Journal entry: Wednesday 19th June
by Sarah Acton
Week 7 of the Jurassic Coast poetry residency, this month hosted by Fairlynch Museum in Budleigh Salterton, East Devon. A day of research in the wider Lower Otter Valley.
The day after the thunder and lightening.
In the middle of the night we silently debated whether of not to throw open the curtains, which were electrically charged and flashing with the rain-less storm outside. A temper without tears of release.
When I awoke I checked my phone every half an hour to see if my appointments were cancelled due to the fog of grey that seemed to be closing in on the village here.

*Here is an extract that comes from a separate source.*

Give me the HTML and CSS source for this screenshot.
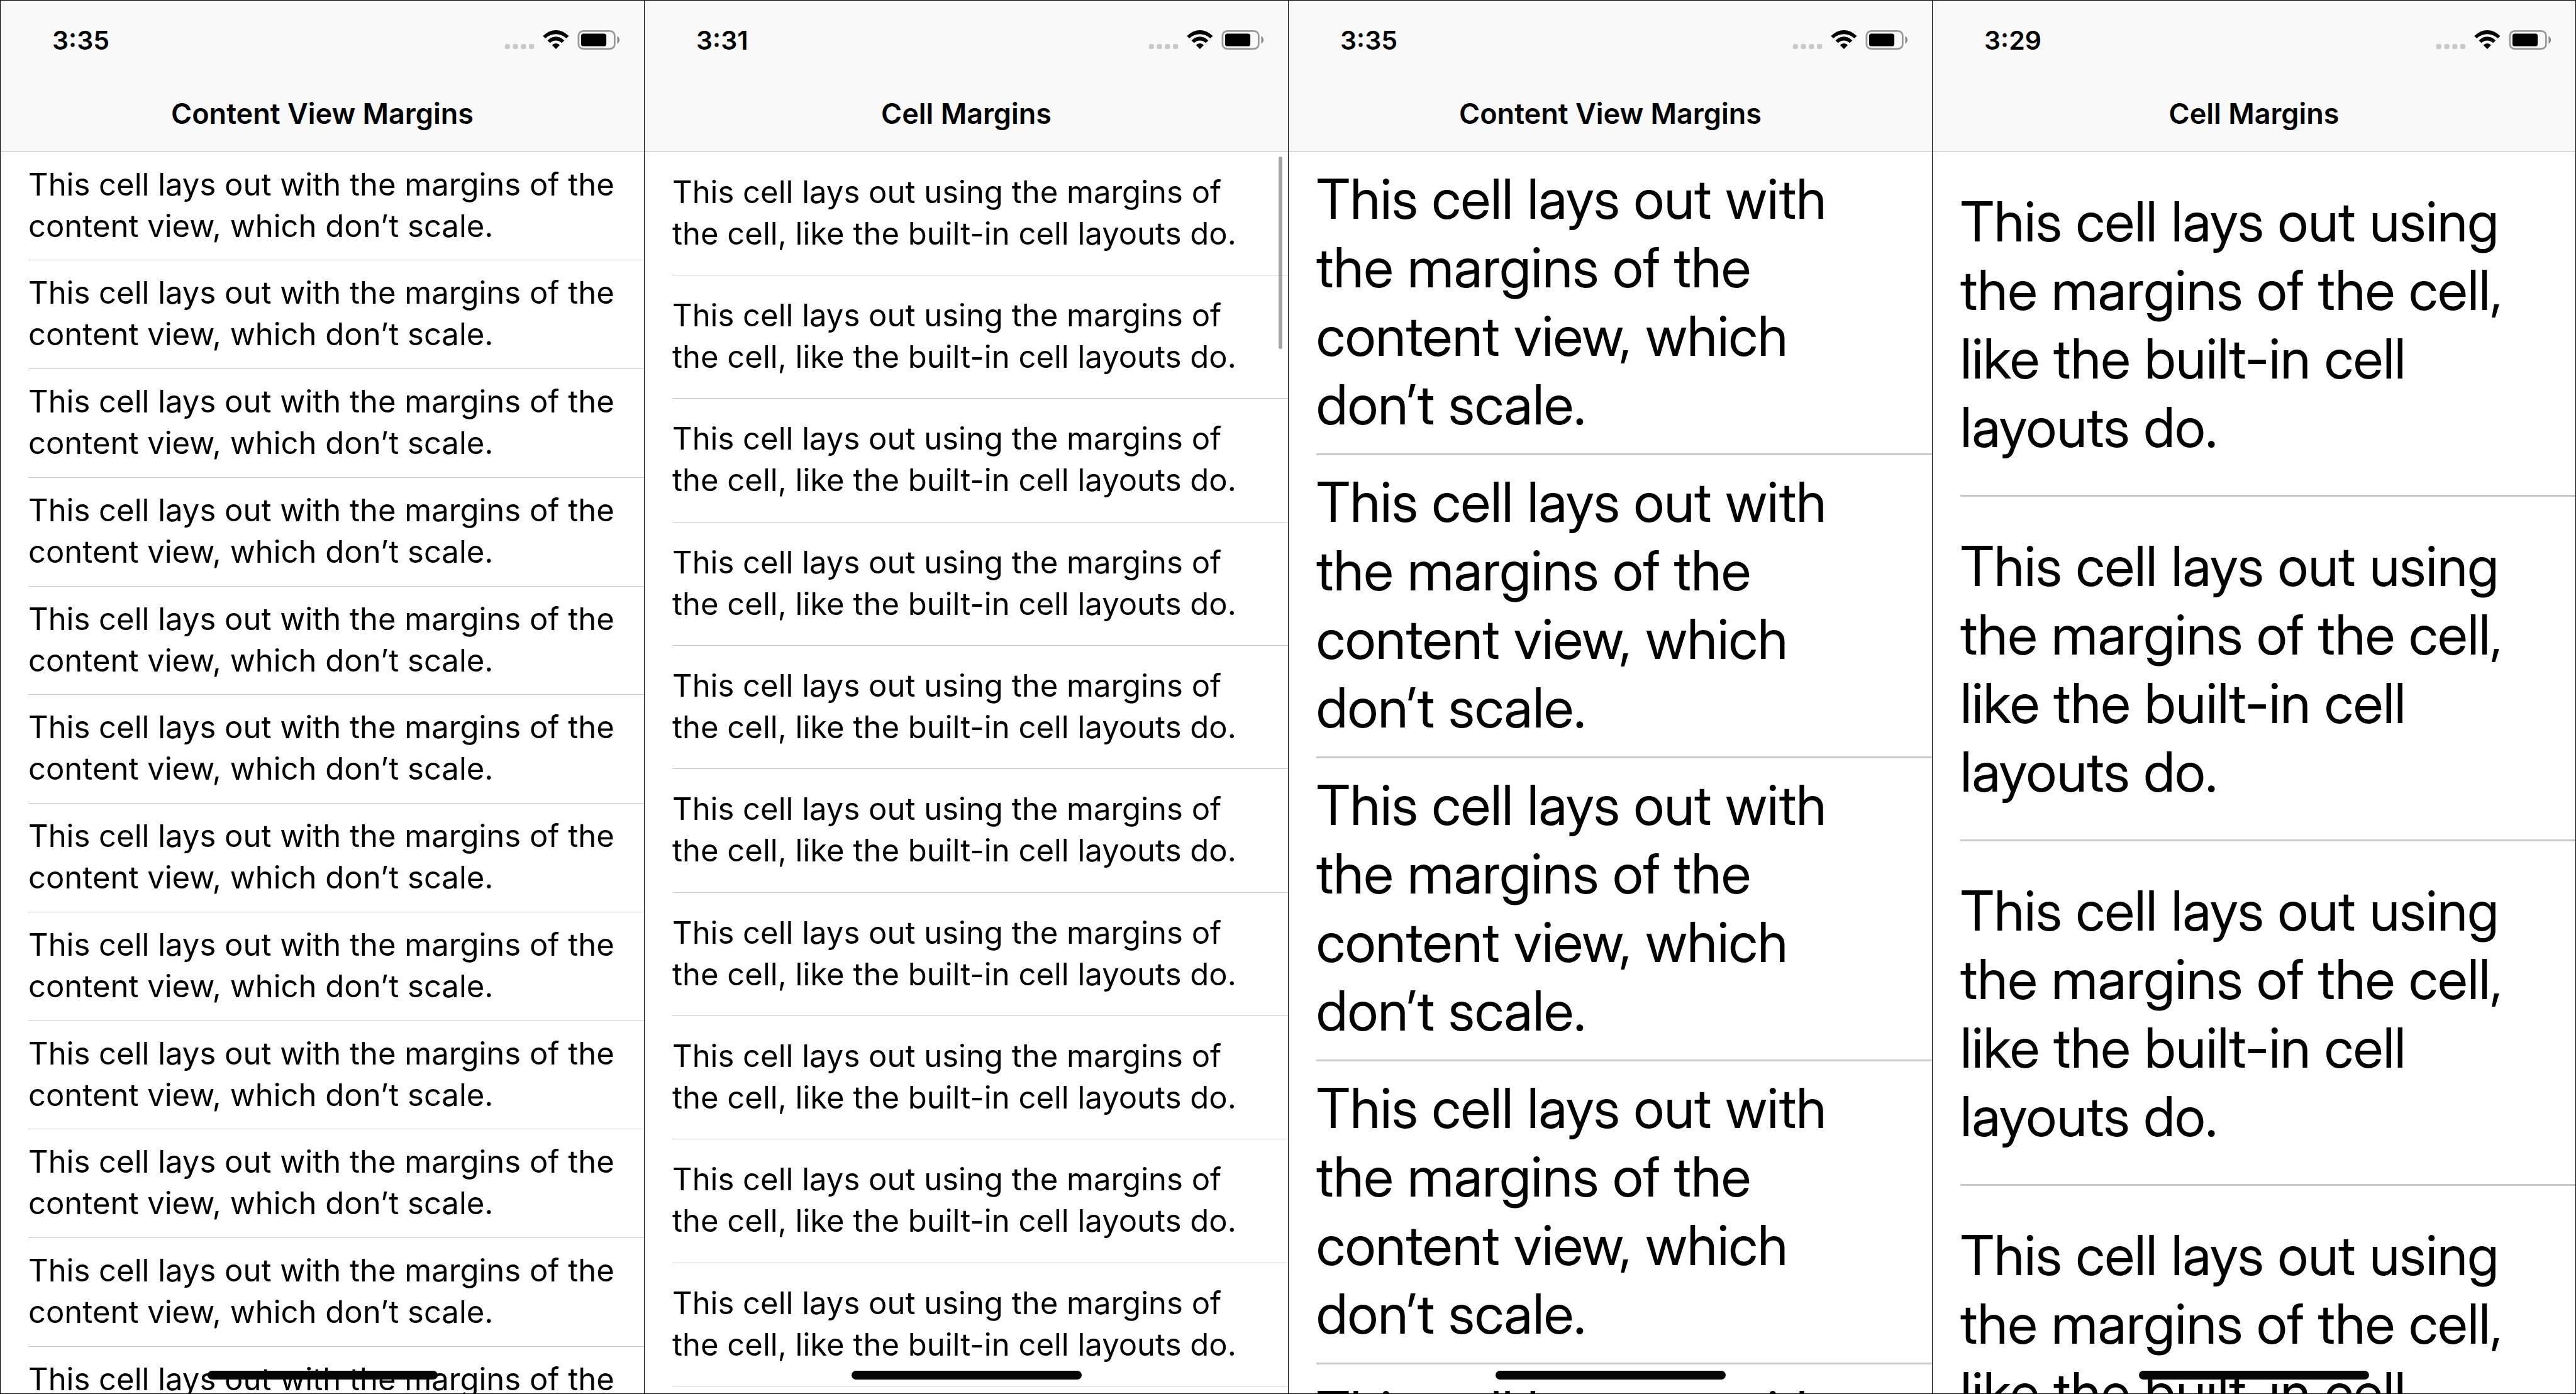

I left home early to go to an appointment in Seaton with another visitor centre to see if they would like to host some poetry workshops next year. All was going swimmingly until I mentioned a fee. Could I make a grant application instead? Memories of an unfinished grant application looms in my mind hazing the long view, and I just know this conversation is over before my friend stands up and and I finish my tea quickly and follow her to the door.
So this is the way of things. And there is a slight feeling that I could have done better, that I can be more positive about funding my own events, and a hope that it will happen even so.
Then it time to drive through the fog to collect my poet-friend from Bath who works with stone. We drive into the white-smothered fog and wait in a pub car park for a professor of archaeology and anthropology. What if he doesn’t come? I didn’t get his number and…
We leave my car at the car park and head up tiny winding lanes with full-bodied hedges towards the heath. We park and follow our professor up a track opening out into the wild and open magnificence of space that is heath. Like a sea it stretches out with purple heather and dry bleached grasses. We tramp over the desire lines to cairns and through ferns and bramble. We bounce and spring through gorse and fall and stumble into slip-trenches designed to give the marines an even harder time.
On the pebblebed heath is an ancient warmth of love shown by settlers of the bronze age by the cairns so carefully placed, and the imagined camp over in the field beyond the heath boundary looks like home even without a trace over the wheat fields.
Sun heats our shirts and we traipse through hidden waist-high paths back to the car.
A pasty from the bakery and my friend back to the train station and Bath. Now here I am and there is so much work to be done, for I am the heath hunter roving and loving the land, with wild poems to track down before night. Sniffing the sweet summer air for scent. Taking only what I need of the day to feed my pen and paying gratitude for the rest in prayer.